Au final, je dirais qu'il est raisonable de s'attendre à ce que les sondages soient très précis pour 3 candidats sur 5. Le problème naturellement est de prédire quels seront les deux candidates qui feront mieux ou pire que les sondages. À ce jeu-là, il semble que le Front National soit un habitué, avec deux sous-estimations et une surestimation.
3. En se basant sur ces résultats, la vraie marge d'erreur des sondages français est de 3.8 points (pour un candidat à environ 20%, encore une fois) 19 fois sur 20.

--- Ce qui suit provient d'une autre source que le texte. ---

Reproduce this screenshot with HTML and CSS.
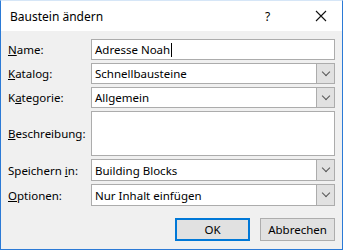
FILE: index.html
```html
<!DOCTYPE html>
<html lang="de">
<head>
  <meta charset="UTF-8">
  <title>Baustein ändern</title>
  <link rel="stylesheet" href="styles.css">
</head>
<body>
  <div class="window">
    <div class="titlebar">
      <span class="title">Baustein ändern</span>
      <span class="help">?</span>
      <svg class="close" width="12" height="12" viewBox="0 0 12 12">
        <path d="M1 1 L11 11 M11 1 L1 11" stroke="#111" stroke-width="1.1" fill="none"/>
      </svg>
    </div>
    <form class="content">
      <div class="grid">
        <label for="name"><u>N</u>ame:</label>
        <div class="field"><span>Adresse Noah</span><span class="caret"></span></div>

        <label><u>K</u>atalog:</label>
        <div class="field select"><span>Schnellbausteine</span><span class="drop"><i></i></span></div>

        <label>K<u>a</u>tegorie:</label>
        <div class="field select"><span>Allgemein</span><span class="drop"><i></i></span></div>

        <label><u>B</u>eschreibung:</label>
        <div class="field area"></div>

        <label>Speichern <u>i</u>n:</label>
        <div class="field select"><span>Building Blocks</span><span class="drop"><i></i></span></div>

        <label><u>O</u>ptionen:</label>
        <div class="field select"><span>Nur Inhalt einfügen</span><span class="drop"><i></i></span></div>
      </div>
      <div class="buttons">
        <button type="button" class="default">OK</button>
        <button type="button">Abbrechen</button>
      </div>
    </form>
  </div>
</body>
</html>
```

FILE: styles.css
```css
* {
  margin: 0;
  padding: 0;
  box-sizing: border-box;
}

body {
  background-color: #ffffff;
  font-family: "Noto Sans", "Open Sans", sans-serif;
  font-size: 11.5px;
  color: #000;
}

.window {
  width: 343px;
  height: 250px;
  border: 1px solid #2b7ad6;
  border-top-color: #d6e6f7;
  background-color: #f0f0f0;
  display: flex;
  flex-direction: column;
}

.titlebar {
  height: 30px;
  background-color: #ffffff;
  display: flex;
  align-items: center;
  padding-left: 9px;
}

.title {
  flex: 1;
  font-size: 12px;
}

.help {
  width: 20px;
  font-size: 12px;
  margin-right: 30px;
}

.close {
  margin-right: 15px;
}

.content {
  padding: 8px 7px 0 7px;
}

.grid {
  display: grid;
  grid-template-columns: 83px 1fr;
  grid-template-rows: 21px 21px 21px 45px 22px 22px;
  row-gap: 3px;
}

label {
  align-self: center;
  white-space: nowrap;
}

label u {
  text-decoration-thickness: 1px;
}

.field {
  background-color: #ffffff;
  border: 1px solid #acacac;
  display: flex;
  align-items: center;
  padding-left: 3px;
}

.caret {
  width: 1px;
  height: 14px;
  background-color: #000;
  margin-left: 1px;
}

.select span:first-child {
  flex: 1;
}

.drop {
  width: 18px;
  height: 100%;
  background-color: #e1e1e1;
  border-left: 1px solid #acacac;
  display: flex;
  align-items: center;
  justify-content: center;
}

.drop i {
  width: 6px;
  height: 6px;
  border-right: 1px solid #555;
  border-bottom: 1px solid #555;
  transform: translateY(-2px) rotate(45deg);
}

.buttons {
  display: flex;
  justify-content: flex-end;
  gap: 10px;
  margin-top: 12px;
}

button {
  width: 75px;
  height: 23px;
  background-color: #e1e1e1;
  border: 1px solid #adadad;
  font-family: inherit;
  font-size: 11.5px;
  color: #000;
}

button.default {
  border: 2px solid #0078d7;
}
```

Cela montre bien l'incertitude qui existe actuellement. En gros, en appliquant cette marge d'erreur aux 4 candidats, on voit qu'ils sont tous techniquement à égalité. Macron peut être à moins de 20% tandis que Mélenchon peut être à 21%. Il est très improbable que les quatre candidats soient sous ou surestimés, mais il suffit d'un seul pour créer une surprise. Et vu qu'en moyenne il y a en deux, la surprise pourrait être totale le 23 avril.
C'est pour quoi nous ne pouvons actuellement exclure un second tour Le Pen - Mélenchon. Il suffirait pour cela que Macron soit surestimé par disons 2 points (donc il recevrait 21% des votes) alors que Mélenchon serait sous-estimé de 3 points (donc récoltant juste un peu plus de 21%). Un scénario qui n'est de loin pas le plus probable, mais loin d'être impossible.

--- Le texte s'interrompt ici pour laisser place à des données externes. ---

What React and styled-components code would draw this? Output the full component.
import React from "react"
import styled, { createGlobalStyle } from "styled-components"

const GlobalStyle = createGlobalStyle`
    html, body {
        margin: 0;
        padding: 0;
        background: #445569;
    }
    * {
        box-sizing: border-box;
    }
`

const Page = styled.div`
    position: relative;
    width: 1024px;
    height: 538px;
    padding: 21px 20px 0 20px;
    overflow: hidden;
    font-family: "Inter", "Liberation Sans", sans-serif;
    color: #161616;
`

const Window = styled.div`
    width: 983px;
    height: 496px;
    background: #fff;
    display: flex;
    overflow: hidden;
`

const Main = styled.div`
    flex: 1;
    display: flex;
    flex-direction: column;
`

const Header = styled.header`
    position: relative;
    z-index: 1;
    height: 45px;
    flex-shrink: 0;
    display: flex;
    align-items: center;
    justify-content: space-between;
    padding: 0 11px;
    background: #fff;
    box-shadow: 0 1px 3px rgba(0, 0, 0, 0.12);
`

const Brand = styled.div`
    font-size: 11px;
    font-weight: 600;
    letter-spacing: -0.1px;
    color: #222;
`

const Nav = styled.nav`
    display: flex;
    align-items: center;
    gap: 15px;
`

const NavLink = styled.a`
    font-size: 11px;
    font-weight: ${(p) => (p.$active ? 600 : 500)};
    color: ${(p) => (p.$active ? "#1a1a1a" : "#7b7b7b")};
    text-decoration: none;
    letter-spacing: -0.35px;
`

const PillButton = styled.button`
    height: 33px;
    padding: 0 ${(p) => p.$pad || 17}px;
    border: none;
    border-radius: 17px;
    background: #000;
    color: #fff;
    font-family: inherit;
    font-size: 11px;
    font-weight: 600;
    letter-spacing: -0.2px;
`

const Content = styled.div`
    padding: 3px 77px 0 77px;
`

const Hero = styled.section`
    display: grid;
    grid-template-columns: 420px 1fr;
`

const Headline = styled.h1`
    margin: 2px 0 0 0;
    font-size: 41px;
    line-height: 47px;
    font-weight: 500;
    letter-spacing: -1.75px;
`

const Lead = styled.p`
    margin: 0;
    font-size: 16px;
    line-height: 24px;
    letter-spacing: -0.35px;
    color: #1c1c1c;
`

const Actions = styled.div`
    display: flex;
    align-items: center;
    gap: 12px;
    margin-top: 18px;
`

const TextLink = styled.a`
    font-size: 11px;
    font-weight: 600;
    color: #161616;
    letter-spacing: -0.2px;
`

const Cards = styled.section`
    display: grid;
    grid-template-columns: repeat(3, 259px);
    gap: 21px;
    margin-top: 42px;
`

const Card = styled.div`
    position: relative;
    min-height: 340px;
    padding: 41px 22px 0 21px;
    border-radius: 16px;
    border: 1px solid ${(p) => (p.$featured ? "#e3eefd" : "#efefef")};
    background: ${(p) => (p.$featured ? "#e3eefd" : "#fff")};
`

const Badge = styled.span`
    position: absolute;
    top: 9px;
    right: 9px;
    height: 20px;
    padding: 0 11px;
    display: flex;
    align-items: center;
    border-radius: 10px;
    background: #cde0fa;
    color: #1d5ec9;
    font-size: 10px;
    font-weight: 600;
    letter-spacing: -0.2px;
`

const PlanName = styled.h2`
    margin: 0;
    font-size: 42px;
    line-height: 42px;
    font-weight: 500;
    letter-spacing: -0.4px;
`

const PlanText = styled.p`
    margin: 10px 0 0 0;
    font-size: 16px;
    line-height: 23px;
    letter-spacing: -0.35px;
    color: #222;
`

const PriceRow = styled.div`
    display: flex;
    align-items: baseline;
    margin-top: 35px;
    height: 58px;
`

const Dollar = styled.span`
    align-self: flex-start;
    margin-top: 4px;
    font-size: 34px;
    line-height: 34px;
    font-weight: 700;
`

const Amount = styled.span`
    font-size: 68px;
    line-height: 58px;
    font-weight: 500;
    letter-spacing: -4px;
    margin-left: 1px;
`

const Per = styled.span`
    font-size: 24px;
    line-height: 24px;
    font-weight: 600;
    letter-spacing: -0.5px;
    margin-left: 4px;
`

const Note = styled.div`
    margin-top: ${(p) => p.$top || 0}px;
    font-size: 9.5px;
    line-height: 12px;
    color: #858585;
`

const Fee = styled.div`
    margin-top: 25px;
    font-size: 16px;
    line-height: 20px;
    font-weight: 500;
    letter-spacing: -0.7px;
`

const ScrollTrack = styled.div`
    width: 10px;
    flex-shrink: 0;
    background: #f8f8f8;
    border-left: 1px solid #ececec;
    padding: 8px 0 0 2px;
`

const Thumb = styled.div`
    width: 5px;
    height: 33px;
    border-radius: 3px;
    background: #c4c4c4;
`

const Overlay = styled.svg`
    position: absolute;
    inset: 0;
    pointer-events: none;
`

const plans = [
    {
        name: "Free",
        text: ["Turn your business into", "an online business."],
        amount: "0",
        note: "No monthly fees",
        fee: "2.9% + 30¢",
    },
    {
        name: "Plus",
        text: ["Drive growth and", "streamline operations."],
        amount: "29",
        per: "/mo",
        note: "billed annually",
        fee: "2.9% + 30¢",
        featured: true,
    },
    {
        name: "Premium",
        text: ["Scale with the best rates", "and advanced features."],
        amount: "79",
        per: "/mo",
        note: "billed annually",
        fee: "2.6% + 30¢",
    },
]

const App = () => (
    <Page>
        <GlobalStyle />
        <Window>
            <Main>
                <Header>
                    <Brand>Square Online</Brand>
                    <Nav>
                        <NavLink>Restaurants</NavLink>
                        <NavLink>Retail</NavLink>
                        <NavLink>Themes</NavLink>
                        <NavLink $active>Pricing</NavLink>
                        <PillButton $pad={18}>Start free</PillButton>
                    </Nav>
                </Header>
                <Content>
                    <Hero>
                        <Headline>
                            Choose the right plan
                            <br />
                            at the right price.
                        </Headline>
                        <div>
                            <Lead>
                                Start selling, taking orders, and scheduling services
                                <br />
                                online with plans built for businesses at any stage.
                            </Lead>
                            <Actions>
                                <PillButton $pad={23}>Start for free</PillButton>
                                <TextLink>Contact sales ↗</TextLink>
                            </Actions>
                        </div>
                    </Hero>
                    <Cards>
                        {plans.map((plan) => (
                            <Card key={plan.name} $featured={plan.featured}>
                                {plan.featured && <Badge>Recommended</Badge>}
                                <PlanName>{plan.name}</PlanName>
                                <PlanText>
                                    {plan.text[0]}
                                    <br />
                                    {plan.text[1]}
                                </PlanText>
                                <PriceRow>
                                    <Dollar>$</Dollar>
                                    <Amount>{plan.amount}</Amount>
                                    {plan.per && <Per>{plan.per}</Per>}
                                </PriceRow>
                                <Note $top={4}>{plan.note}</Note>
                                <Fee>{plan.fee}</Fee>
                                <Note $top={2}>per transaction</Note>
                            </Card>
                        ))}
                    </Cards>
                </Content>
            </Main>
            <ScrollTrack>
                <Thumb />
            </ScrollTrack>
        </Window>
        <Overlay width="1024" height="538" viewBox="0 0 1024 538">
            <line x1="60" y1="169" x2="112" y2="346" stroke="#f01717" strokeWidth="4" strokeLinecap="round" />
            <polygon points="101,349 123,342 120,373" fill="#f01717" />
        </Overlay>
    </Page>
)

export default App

Il suffit que l'un des deux candidats de têtes soit surestimé et l'un des deux candidats derrière soit sous-estimé pour que l'on ait un second tour différent de cela envisagé. L'écart entre Macron-Le Pen (tous deux à 23-24%) et Fillon-Mélenchon (18-19%) est juste, juste assez large pour que les deux favoris puissent "survivre" à une "erreur typique" (Le Pen pourrait par exemple ne faire que 21% mais Fillon ne ferait que 20.5%). Mais si l'écart devait se rétrécir d'un tout petit peu (mettons 1 point) alors une surprise serait presque probable! Je sais que cela peut sembler stupide, mais c'est la vérité.